September 16, 1990|By Carleton Jones

The debut of the 1990s has been marked by shattering, killing tornadoes across middle America -- gusts that have flattened whole villages.

Generally, the East Coast -- except for places like Georgia and North Carolina -- regards itself as fairly immune to such windy disasters.

Not so in Maryland, as one Sunday in 1902 was to prove.

On the morning of July 20 the weatherman forecast "showers and thunderstorms" for the area. The serenely dull local news columns were filled with accounts of when King Edward would be well enough to be crowned. The only real page-one eye-popper was an announcement that oat prices on the Chicago exchange had zoomed up to 65 cents a bushel, three times the norm.

Soon after 1 p.m. a freshening wind swept Baltimore harbor and rain began pelting down. Black clouds roared into town from the west and southwest at 64 miles an hour and "havoc came upon the city with a rapidity that was astounding," The Sun's lead writer reported.

On Franklin Road at Paradise Grove, Calverton, the Ebenezer A.M.E. Church was holding a religious meeting in a tent. In the southwest near the harbor, Charley Schaeffer, 13, hearing the storm, was taking shelter in a shed near his home on Ridgely Street, Westport.

Michael Schouler and family of 1212 Towson St. were nearing the Lazaretto lighthouse in Canton, returning from an excursion to -- Rock Creek by sailboat. Also on harbor water was a sextet of teen-aged South Baltimore boys in a rowboat. Another group on a harbor sortie were four Highlandtown boys in a small boat in the path of the storm near Taylor's Wharf.

Half an inch of rain fell in the 15 minutes that the grinding storm moved across central Baltimore to the eastern highlands. The downpour was so blinding that you could not see across downtown streets. Telephone poles were snapped off clean at the base, unlike the bending damage usual in hurricanes, the newspaper noted.

A North Carolina visitor was caught in a "funnel-shaped whirlwind" in front of the cardinal's residence on North Charles Street and hurled all the way across the street, falling in front of the Catholic Club. The steeple of St. Mary's Star of the Sea Church was damaged beyond repair, and in Mount Vernon Place, oaks in the east park were ripped from the ground.

Six houses in Charles Village along Calvert Street were unroofed, and stores along the Howard Street shopping center lost acres of plate glass.

Small boats, up and down the harbor, were capsized by the terrific blast of the storm.

Three of the six South Baltimore boys were rescued but three who couldn't swim drowned. Three of the Highlandtown boating party were saved, but one 13-year-old drowned. Harbor tugs rescued both sets of boys.
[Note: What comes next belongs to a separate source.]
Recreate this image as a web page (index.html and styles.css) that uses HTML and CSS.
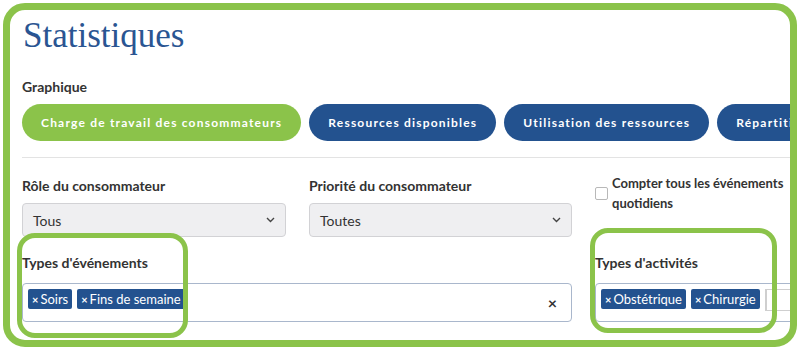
FILE: index.html
```html
<!DOCTYPE html>
<html lang="fr">
<head>
    <meta charset="UTF-8">
    <meta name="viewport" content="width=device-width, initial-scale=1.0">
    <title>Statistiques</title>
    <link rel="stylesheet" href="styles.css">
</head>
<body>

    <div class="frame">
        <div class="content">
            <h1 class="page-title">Statistiques</h1>

            <div class="field-label">Graphique</div>
            <div class="chart-tabs">
                <button class="chart-tab active">Charge de travail des consommateurs</button>
                <button class="chart-tab">Ressources disponibles</button>
                <button class="chart-tab">Utilisation des ressources</button>
                <button class="chart-tab">Répartition des ressources</button>
            </div>

            <hr class="divider">

            <div class="filters">
                <div class="filter">
                    <div class="field-label">Rôle du consommateur</div>
                    <div class="select-box">
                        <span>Tous</span>
                        <svg class="chevron" width="9" height="6" viewBox="0 0 9 6"><path d="M1 1l3.5 3.5L8 1" fill="none" stroke="#444" stroke-width="1.4"/></svg>
                    </div>
                </div>

                <div class="filter">
                    <div class="field-label">Priorité du consommateur</div>
                    <div class="select-box">
                        <span>Toutes</span>
                        <svg class="chevron" width="9" height="6" viewBox="0 0 9 6"><path d="M1 1l3.5 3.5L8 1" fill="none" stroke="#444" stroke-width="1.4"/></svg>
                    </div>
                </div>

                <div class="filter check-filter">
                    <span class="checkbox"></span>
                    <span class="check-text">Compter tous les événements quotidiens</span>
                </div>

                <div class="filter wide">
                    <div class="field-label">Types d'événements</div>
                    <div class="multi-box">
                        <span class="tag"><b>×</b>Soirs</span>
                        <span class="tag"><b>×</b>Fins de semaine</span>
                        <span class="clear-all">×</span>
                    </div>
                </div>

                <div class="filter">
                    <div class="field-label">Types d'activités</div>
                    <div class="multi-box">
                        <span class="tag"><b>×</b>Obstétrique</span>
                        <span class="tag"><b>×</b>Chirurgie</span>
                        <span class="tag-input"></span>
                    </div>
                </div>
            </div>
        </div>

        <!-- highlight callouts -->
        <div class="callout callout-events"></div>
        <div class="callout callout-activities"></div>
    </div>

</body>
</html>
```

FILE: styles.css
```css
/* Global Styles */
body {
    margin: 0;
    padding: 0;
    background-color: white;
    font-family: Lato, "Open Sans", sans-serif;
    color: #333;
}

.frame {
    position: relative;
    box-sizing: border-box;
    width: 794px;
    height: 344px;
    margin: 3px;
    border: 7px solid #8bc34a;
    border-radius: 22px;
    overflow: hidden;
    background-color: white;
}

.content {
    padding: 5px 0 0 12px;
    width: 900px;
}

.page-title {
    font-family: "Liberation Serif", "Times New Roman", serif;
    font-weight: normal;
    font-size: 35px;
    line-height: 41px;
    color: #2a5592;
    margin: 0 0 23px 1px;
}

.field-label {
    font-size: 14px;
    font-weight: bold;
    line-height: 16px;
    color: #333;
}

.chart-tabs {
    display: flex;
    gap: 8px;
    margin-top: 9px;
}

.chart-tab {
    height: 37px;
    padding: 0 19px;
    border: none;
    border-radius: 19px;
    background-color: #23528f;
    color: white;
    font-family: Lato, sans-serif;
    font-size: 12px;
    font-weight: bold;
    letter-spacing: 1.2px;
    white-space: nowrap;
    flex-shrink: 0;
}

.chart-tab.active {
    background-color: #8bc34a;
}

.divider {
    border: none;
    border-top: 1px solid #e3e3e3;
    margin: 16px 0 0 0;
    width: 770px;
}

.filters {
    display: grid;
    grid-template-columns: 264px 263px 264px;
    column-gap: 23px;
    row-gap: 18px;
    margin-top: 20px;
}

.filter.wide {
    grid-column: span 2;
}

.select-box {
    box-sizing: border-box;
    display: flex;
    justify-content: space-between;
    align-items: center;
    height: 34px;
    margin-top: 9px;
    padding: 0 10px 0 10px;
    background-color: #efeff1;
    border: 1px solid #d2d2d5;
    border-radius: 4px;
    font-size: 14px;
}

.check-filter {
    display: flex;
    align-items: center;
    align-self: start;
    gap: 4px;
    margin-top: -5px;
}

.checkbox {
    width: 11px;
    height: 11px;
    border: 1px solid #b8b8b8;
    border-radius: 2px;
    flex-shrink: 0;
}

.check-text {
    font-size: 13px;
    font-weight: bold;
    line-height: 20px;
    width: 180px;
}

.multi-box {
    box-sizing: border-box;
    position: relative;
    display: flex;
    align-items: flex-start;
    gap: 5px;
    height: 39px;
    margin-top: 12px;
    padding: 5px 5px;
    border: 1px solid #a9b7cc;
    border-radius: 4px;
}

.tag {
    display: inline-flex;
    align-items: center;
    gap: 2px;
    height: 20px;
    padding: 0 4px;
    background-color: #23528f;
    border-radius: 2px;
    color: white;
    font-size: 13px;
}

.tag b {
    font-size: 11px;
}

.tag-input {
    width: 40px;
    height: 20px;
    border: 1px solid #cfcfcf;
    border-left: 2px solid #cfcfcf;
}

.clear-all {
    position: absolute;
    right: 14px;
    top: 9px;
    font-size: 16px;
    font-weight: bold;
    color: #333;
}

.callout {
    position: absolute;
    box-sizing: border-box;
    border: 5px solid #8bc34a;
    border-radius: 18px;
}

.callout-events {
    left: 7px;
    top: 223px;
    width: 171px;
    height: 105px;
}

.callout-activities {
    left: 580px;
    top: 218px;
    width: 187px;
    height: 105px;
}
```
The shed young Schaeffer had entered fell in and as he fled the structure, he stepped on a fallen live wire and was electrocuted. On the Franklin Road heights a tree crashed into the Ebenezer church's tent, killing William Cornish, 25. Aboard the Schouler boat, Michael Schouler was the only survivor; he lost his wife and two sons.

Vast damage was visited upon Highlandtown, Canton and the north Broadway district. This newspaper dutifully published the addresses and owner-occupants of houses unroofed or otherwise damaged in the blow. The property loss was estimated at $250,000, with 414 houses unroofed and heavy damage to small craft and city utilities. The death toll from the storm was 12, counting two deaths in the waters off Tolchester on the Eastern Shore.

Was the 1902 disaster a bona fide tornado, as it has been billed in informal civic histories? The grinding circular winds would seem to indicate such. Oddly enough, less than a year after the big 1902 blow, a second west-to-east storm would roar through midtown and East Baltimore, unroofing 300 houses. Not a soul died in that catastrophe.